Employing additional administration staff could help advisers free up time to do more client-facing and revenue-generating work. Being able to hold two more client meetings a week would represent a 30 per cent increase in client-facing time.
According to Investment Trends, most advisers have not increased client numbers significantly. The average number of clients per adviser has risen by about 5 per cent, to 120 per adviser. The increase is attributable as much to lower client attrition in the past year as it is to excellent client acquisition, Blewitt says. In this context “client attrition” measures the number of clients from whom no revenue was received in the past 12 months.
Blewitt says there is a strong unmet advice need, particularly among high-net-worth individuals (HNWI). Investment Trends’ research says the number of HNWIs – individuals who have $1 million in investable assets, excluding the family home and superannuation, except where they have a self-managed fund – has increased year on year, from 625,000 to 635,000.
Blewitt says that in 2022, around 200,000 HNWIs paid a total of $1.25 billion in advice fees. The number of HNWIs paying fees dropped to 180,000 in 2023, but total fee revenue jumped to $1.52 billion.
Business Health’s Bertino says more than two-thirds (68 per cent) of practices say they’re looking to add staff to support business growth.
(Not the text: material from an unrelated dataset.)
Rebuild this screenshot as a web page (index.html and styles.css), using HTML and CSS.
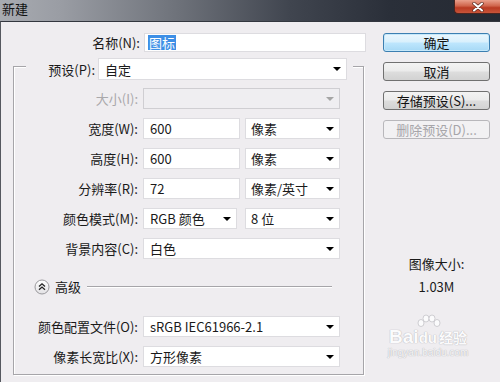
FILE: index.html
```html
<!DOCTYPE html>
<html lang="zh-CN">
<head>
<meta charset="utf-8">
<title>新建</title>
<link rel="stylesheet" href="styles.css">
</head>
<body>
<div class="window">
  <div class="titlebar">
    <span class="title">新建</span>
    <div class="close">
      <svg width="14" height="10" viewBox="0 0 14 10"><path d="M3 1.5 L11 8.5 M11 1.5 L3 8.5" stroke="#5a2a20" stroke-width="3.4" stroke-linecap="round"/><path d="M3 1.5 L11 8.5 M11 1.5 L3 8.5" stroke="#ffffff" stroke-width="2" stroke-linecap="round"/></svg>
    </div>
  </div>
  <div class="body">
    <div class="main">
      <div class="name-row">
        <span class="label name-label">名称(N):</span>
        <div class="input name-input"><span class="selected">图标</span></div>
      </div>
      <fieldset class="group">
        <legend class="preset-row">
          <span class="label preset-label">预设(P):</span>
          <div class="select preset-select"><span>自定</span><i class="arrow"></i></div>
        </legend>
        <div class="rows">
          <div class="row">
            <span class="label disabled">大小(I):</span>
            <div class="select wide disabled-box"><span></span><i class="arrow grey"></i></div>
          </div>
          <div class="row">
            <span class="label">宽度(W):</span>
            <div class="input num">600</div>
            <div class="select unit"><span>像素</span><i class="arrow"></i></div>
          </div>
          <div class="row">
            <span class="label">高度(H):</span>
            <div class="input num">600</div>
            <div class="select unit"><span>像素</span><i class="arrow"></i></div>
          </div>
          <div class="row">
            <span class="label">分辨率(R):</span>
            <div class="input num">72</div>
            <div class="select unit"><span>像素/英寸</span><i class="arrow"></i></div>
          </div>
          <div class="row">
            <span class="label">颜色模式(M):</span>
            <div class="select mode"><span>RGB 颜色</span><i class="arrow"></i></div>
            <div class="select unit"><span>8 位</span><i class="arrow"></i></div>
          </div>
          <div class="row">
            <span class="label">背景内容(C):</span>
            <div class="select wide"><span>白色</span><i class="arrow"></i></div>
          </div>
        </div>
        <div class="adv-head">
          <svg class="adv-icon" width="16" height="16" viewBox="0 0 16 16">
            <defs><linearGradient id="g" x1="0" y1="0" x2="0" y2="1"><stop offset="0" stop-color="#ffffff"/><stop offset="1" stop-color="#e2e1e4"/></linearGradient></defs>
            <circle cx="8" cy="8" r="7" fill="url(#g)" stroke="#9a999d" stroke-width="1"/>
            <path d="M5 7.5 L8 4.8 L11 7.5 M5 10.8 L8 8.1 L11 10.8" fill="none" stroke="#222" stroke-width="1.3"/>
          </svg>
          <span class="adv-text">高级</span>
          <div class="adv-line"></div>
        </div>
        <div class="rows adv-rows">
          <div class="row">
            <span class="label">颜色配置文件(O):</span>
            <div class="select wide"><span>sRGB IEC61966-2.1</span><i class="arrow"></i></div>
          </div>
          <div class="row">
            <span class="label">像素长宽比(X):</span>
            <div class="select wide"><span>方形像素</span><i class="arrow"></i></div>
          </div>
        </div>
      </fieldset>
    </div>
    <div class="side">
      <div class="buttons">
        <div class="btn default">确定</div>
        <div class="btn">取消</div>
        <div class="btn">存储预设(S)...</div>
        <div class="btn off">删除预设(D)...</div>
      </div>
      <div class="size-info">
        <div class="size-label">图像大小:</div>
        <div class="size-value">1.03M</div>
      </div>
      <div class="watermark">
        <svg class="wm-paw" width="26" height="16" viewBox="0 0 26 16">
          <g fill="#fbfbfc" stroke="#c4c3c8" stroke-width="0.8">
            <ellipse cx="6" cy="9" rx="3" ry="3.5"/>
            <ellipse cx="11" cy="4.5" rx="3" ry="3.5"/>
            <ellipse cx="17" cy="4.5" rx="3" ry="3.5"/>
            <ellipse cx="22" cy="9" rx="3" ry="3.5"/>
          </g>
        </svg>
        <div class="wm-main"><span class="wm-bai">Bai</span><span class="wm-du">du</span><span class="wm-jy">经验</span></div>
        <div class="wm-url">jingyan.baidu.com</div>
      </div>
    </div>
  </div>
</div>
</body>
</html>
```
FILE: styles.css
```css
* { box-sizing: border-box; }
html, body { margin: 0; padding: 0; }
body {
  width: 500px;
  height: 382px;
  overflow: hidden;
  font-family: "Noto Sans CJK SC", "Noto Sans", sans-serif;
  font-size: 13px;
  color: #1a1a1a;
  background: #efedf0;
}
.window { width: 500px; height: 382px; display: flex; flex-direction: column; }
.titlebar {
  height: 21px;
  display: flex;
  align-items: flex-start;
  background: linear-gradient(90deg, #a8abb1 0%, #9a9da4 12%, #6f737b 35%, #40454f 58%, #2a2f39 78%, #252a33 100%);
}
.title { padding-left: 2px; line-height: 17px; font-size: 13px; color: #111; }
.close {
  margin-left: auto;
  width: 46px;
  height: 14px;
  display: flex;
  align-items: center;
  justify-content: center;
  background: linear-gradient(180deg, #e9a08c 0%, #d0654c 45%, #b93a22 60%, #c8553a 100%);
  border: 1px solid #4b2520;
  border-top: none;
  border-right: none;
  border-bottom-left-radius: 4px;
}
.body {
  flex: 1;
  display: flex;
  border-top: 1px solid #33373f;
  border-left: 1px solid #55585f;
  background: #efedf0;
}
.main { width: 369px; padding: 11px 0 0 12px; }
.label { white-space: nowrap; text-align: right; line-height: 19px; }
.name-row { display: flex; align-items: center; height: 19px; }
.name-label { width: 127px; margin-right: 4px; }
.input, .select {
  height: 21px;
  background: #fff;
  border: 1px solid #dddce0;
  display: flex;
  align-items: center;
  padding: 0 5px 0 5px;
  white-space: nowrap;
  line-height: 17px;
}
.name-input { width: 222px; height: 19px; padding-left: 3px; }
.selected { background: #3d8fe6; color: #fff; padding: 0 1px; line-height: 15px; }
.group {
  margin: 0;
  padding: 0;
  width: 351px;
  height: 323px;
  border: 1px solid #a6a5a9;
  box-shadow: inset 1px 1px 0 #fff, 1px 1px 0 #fff;
}
.preset-row {
  display: flex;
  align-items: center;
  margin-left: 12px;
  padding: 6px 6px 0 0;
  background: #efedf0;
}
.preset-label { width: 69px; margin-right: 3px; }
.preset-select { width: 249px; height: 22px; padding-left: 6px; }
.arrow {
  margin-left: auto;
  width: 0;
  height: 0;
  border-left: 4px solid transparent;
  border-right: 4px solid transparent;
  border-top: 4px solid #000;
}
.arrow.grey { border-top-color: #a5a5a5; }
.rows { display: flex; flex-direction: column; gap: 9px; padding-top: 8px; }
.row { display: flex; align-items: center; height: 21px; }
.row .label { width: 124px; margin-right: 5px; }
.label.disabled { color: #a9a8ab; }
.wide { width: 197px; }
.disabled-box { background: #efeef1; border-color: #cfced2; }
.num { width: 97px; }
.unit { width: 95px; margin-left: 5px; }
.mode { width: 94px; margin-right: 3px; }
.mode + .unit { margin-left: 5px; }
.select.wide, .num, .mode { padding-left: 6px; }
.adv-head { display: flex; align-items: center; height: 16px; margin-top: 20px; padding-left: 20px; }
.adv-icon { display: block; flex: none; }
.adv-text { margin-left: 5px; line-height: 16px; }
.adv-line { width: 245px; margin-left: 6px; height: 2px; border-top: 1px solid #a6a5a9; border-bottom: 1px solid #fff; }
.adv-rows { padding-top: 21px; }
.side { flex: 1; padding: 11px 0 0 13px; display: flex; flex-direction: column; }
.buttons { display: flex; flex-direction: column; gap: 10px; width: 107px; }
.btn {
  height: 19px;
  border: 1px solid #707070;
  border-radius: 3px;
  background: linear-gradient(180deg, #f3f3f3 0%, #ebebeb 48%, #dddddd 52%, #d2d2d2 100%);
  text-align: center;
  line-height: 17px;
  font-size: 13px;
  color: #111;
  white-space: nowrap;
}
.btn.default {
  border-color: #3c7fb1;
  background: linear-gradient(180deg, #eaf6fd 0%, #d9f0fc 48%, #bee6fd 52%, #a7d9f5 100%);
  box-shadow: inset 0 0 0 1px #c6e8fa;
}
.btn.off {
  border-color: #b8b7bb;
  background: #f2f1f3;
  color: #a6a5a9;
}
.size-info { width: 107px; margin-top: 116px; text-align: center; display: flex; flex-direction: column; gap: 5px; }
.size-label, .size-value { line-height: 18px; }
.watermark { width: 90px; margin-top: 18px; text-align: center; color: #fbfbfc; text-shadow: 0 0 1px #b9b8bd, 0 0 1px #b9b8bd; display: flex; flex-direction: column; align-items: center; }
.wm-paw { display: block; margin-bottom: -2px; }
.wm-main { font-family: "Liberation Sans", sans-serif; font-weight: bold; font-size: 19px; line-height: 18px; white-space: nowrap; }
.wm-du { font-size: 15px; }
.wm-jy { font-family: "Noto Sans CJK SC", sans-serif; font-size: 14px; margin-left: 2px; }
.wm-url { font-family: "Liberation Sans", sans-serif; font-size: 10px; line-height: 11px; color: #f6f6f7; }
```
Bertino suggests demand for great staff may run into supply issues and a task facing advice business owners wanting to attract or retain the best people is to create a compelling reason to work there – either to join from another firm, or to enter the profession for the first time. Bertino says the flipside is that with demand likely to rise, retaining good staff is also a priority.
Overwhelmingly, the data suggest that advice is a growth business. In the welter of reforms, reviews, inquiries, regulation and general upheaval, it can be easy to lose sight of that. But advice businesses generally are doing well both financially and in terms of relationships with clients, and with the focus now turning to how the convoluted regulation of the sector can be simplified, the future is potentially rosier still.